── EXERCISE MATERIAL ──

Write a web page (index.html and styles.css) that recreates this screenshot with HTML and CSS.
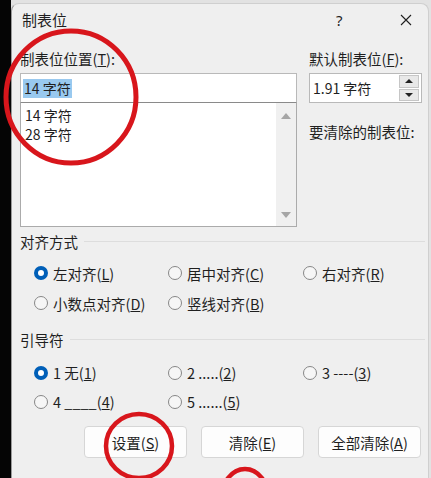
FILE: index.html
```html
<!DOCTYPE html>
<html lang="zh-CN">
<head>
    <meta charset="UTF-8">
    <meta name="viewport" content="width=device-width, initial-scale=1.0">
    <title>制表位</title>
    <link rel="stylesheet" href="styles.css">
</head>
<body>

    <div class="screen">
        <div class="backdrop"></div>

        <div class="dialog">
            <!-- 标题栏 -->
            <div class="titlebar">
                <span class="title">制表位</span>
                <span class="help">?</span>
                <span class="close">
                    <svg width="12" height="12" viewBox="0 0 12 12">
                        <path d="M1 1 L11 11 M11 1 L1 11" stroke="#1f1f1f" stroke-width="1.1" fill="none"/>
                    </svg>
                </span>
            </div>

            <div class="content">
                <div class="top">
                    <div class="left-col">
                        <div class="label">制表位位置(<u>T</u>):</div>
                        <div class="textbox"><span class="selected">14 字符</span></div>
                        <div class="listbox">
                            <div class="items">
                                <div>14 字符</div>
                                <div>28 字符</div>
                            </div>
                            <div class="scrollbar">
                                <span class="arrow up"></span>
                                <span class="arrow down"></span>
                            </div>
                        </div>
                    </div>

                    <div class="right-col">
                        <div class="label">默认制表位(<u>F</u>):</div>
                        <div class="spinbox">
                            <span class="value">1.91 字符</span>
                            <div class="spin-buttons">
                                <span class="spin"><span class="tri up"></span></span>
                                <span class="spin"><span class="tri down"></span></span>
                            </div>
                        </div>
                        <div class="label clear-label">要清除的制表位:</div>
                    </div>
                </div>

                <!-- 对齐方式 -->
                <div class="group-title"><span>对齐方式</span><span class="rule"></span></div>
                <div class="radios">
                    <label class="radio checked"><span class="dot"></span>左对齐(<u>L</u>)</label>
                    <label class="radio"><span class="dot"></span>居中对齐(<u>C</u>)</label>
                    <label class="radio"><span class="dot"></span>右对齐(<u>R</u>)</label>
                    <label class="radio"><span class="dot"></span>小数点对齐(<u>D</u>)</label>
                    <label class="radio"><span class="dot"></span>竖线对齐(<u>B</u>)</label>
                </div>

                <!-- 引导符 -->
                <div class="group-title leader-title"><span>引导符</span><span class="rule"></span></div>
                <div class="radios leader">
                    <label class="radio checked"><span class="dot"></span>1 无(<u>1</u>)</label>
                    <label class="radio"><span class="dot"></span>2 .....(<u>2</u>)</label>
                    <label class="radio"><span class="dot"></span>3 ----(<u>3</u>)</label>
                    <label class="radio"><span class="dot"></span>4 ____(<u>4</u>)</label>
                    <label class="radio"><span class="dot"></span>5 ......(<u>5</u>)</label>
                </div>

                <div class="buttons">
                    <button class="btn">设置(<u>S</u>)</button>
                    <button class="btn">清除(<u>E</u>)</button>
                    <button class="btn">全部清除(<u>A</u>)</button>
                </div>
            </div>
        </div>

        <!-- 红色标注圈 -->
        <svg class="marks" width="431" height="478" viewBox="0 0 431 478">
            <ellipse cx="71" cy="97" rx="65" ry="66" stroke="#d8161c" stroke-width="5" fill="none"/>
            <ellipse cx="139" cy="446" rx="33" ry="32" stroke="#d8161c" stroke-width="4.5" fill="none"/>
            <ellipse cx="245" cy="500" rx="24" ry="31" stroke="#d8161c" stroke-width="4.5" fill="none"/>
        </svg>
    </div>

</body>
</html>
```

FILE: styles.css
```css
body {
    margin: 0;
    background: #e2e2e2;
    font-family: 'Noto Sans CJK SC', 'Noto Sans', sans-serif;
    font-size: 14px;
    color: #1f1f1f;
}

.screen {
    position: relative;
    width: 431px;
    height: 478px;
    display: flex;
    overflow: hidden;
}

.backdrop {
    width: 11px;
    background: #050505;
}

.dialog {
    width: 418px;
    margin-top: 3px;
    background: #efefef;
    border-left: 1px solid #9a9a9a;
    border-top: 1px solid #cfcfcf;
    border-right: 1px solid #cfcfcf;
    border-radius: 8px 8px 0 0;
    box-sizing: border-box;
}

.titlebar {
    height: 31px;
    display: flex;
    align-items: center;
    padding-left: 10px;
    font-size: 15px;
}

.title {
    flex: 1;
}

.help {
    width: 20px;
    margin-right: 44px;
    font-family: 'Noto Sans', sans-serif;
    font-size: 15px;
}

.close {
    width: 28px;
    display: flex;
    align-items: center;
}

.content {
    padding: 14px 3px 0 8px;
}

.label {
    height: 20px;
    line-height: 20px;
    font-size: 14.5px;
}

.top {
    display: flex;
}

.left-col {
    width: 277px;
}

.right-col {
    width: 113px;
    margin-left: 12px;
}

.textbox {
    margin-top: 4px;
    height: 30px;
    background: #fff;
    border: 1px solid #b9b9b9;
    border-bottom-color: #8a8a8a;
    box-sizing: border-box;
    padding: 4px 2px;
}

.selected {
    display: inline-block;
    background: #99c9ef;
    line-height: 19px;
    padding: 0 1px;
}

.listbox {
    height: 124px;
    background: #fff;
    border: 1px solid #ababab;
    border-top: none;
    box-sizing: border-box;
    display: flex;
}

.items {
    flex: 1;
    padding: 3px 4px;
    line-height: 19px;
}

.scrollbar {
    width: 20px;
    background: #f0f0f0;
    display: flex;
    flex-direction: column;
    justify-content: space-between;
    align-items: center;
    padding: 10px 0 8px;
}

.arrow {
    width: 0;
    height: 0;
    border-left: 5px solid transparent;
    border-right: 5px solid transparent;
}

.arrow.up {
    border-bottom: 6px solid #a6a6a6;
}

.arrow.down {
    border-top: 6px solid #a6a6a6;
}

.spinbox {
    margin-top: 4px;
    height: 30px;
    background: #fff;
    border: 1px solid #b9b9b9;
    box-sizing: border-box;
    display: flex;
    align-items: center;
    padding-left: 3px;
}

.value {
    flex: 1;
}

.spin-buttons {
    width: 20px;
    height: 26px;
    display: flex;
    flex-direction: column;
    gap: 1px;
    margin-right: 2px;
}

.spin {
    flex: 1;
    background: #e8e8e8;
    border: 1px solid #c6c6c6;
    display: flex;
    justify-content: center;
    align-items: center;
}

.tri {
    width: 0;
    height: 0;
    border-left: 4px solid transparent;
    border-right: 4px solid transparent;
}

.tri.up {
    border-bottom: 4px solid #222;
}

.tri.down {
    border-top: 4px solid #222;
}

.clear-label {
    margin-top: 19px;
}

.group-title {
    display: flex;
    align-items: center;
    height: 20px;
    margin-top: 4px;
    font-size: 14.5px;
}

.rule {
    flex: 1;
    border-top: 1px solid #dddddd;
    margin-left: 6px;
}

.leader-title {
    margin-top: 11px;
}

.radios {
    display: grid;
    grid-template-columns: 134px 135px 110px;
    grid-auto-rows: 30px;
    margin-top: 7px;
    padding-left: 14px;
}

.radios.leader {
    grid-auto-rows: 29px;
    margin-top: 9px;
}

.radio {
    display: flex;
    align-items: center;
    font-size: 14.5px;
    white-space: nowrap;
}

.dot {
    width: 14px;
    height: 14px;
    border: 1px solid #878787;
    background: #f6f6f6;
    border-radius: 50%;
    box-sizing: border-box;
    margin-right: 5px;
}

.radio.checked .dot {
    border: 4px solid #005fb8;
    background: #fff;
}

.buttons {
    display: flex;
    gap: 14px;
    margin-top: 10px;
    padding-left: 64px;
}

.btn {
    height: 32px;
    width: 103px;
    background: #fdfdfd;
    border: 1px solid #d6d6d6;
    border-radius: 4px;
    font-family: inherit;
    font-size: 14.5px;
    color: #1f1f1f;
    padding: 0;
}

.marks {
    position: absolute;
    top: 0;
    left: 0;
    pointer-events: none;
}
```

───
── EXERCISE MATERIAL ──

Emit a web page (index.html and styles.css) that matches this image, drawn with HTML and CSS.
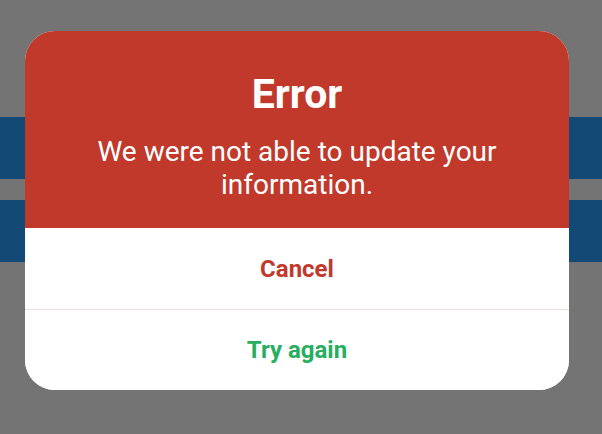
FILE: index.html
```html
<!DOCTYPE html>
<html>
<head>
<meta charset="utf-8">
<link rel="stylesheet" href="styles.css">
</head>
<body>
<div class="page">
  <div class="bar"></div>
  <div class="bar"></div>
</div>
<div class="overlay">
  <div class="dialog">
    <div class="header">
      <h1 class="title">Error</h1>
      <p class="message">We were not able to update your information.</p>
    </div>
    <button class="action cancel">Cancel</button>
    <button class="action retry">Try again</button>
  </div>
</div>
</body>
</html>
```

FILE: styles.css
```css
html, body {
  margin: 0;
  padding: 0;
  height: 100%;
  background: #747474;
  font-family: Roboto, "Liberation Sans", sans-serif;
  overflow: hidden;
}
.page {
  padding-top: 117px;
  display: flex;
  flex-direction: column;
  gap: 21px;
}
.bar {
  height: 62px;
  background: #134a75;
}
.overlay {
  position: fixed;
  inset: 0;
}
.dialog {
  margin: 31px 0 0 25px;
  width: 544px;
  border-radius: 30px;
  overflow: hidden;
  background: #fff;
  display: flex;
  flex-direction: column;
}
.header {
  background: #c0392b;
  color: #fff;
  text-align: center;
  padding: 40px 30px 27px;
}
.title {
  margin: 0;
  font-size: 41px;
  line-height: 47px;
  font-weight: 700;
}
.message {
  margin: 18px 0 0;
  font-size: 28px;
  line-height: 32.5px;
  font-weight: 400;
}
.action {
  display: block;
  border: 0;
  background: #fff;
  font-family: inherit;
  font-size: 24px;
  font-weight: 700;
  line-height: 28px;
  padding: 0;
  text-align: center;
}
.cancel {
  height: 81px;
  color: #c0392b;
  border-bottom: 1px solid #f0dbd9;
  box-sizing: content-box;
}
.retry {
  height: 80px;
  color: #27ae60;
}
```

───

▸ **YOUR TASK**
How many of the lines above hold the word "styles"? Give only that number.

▸ **FULL ANSWER**
6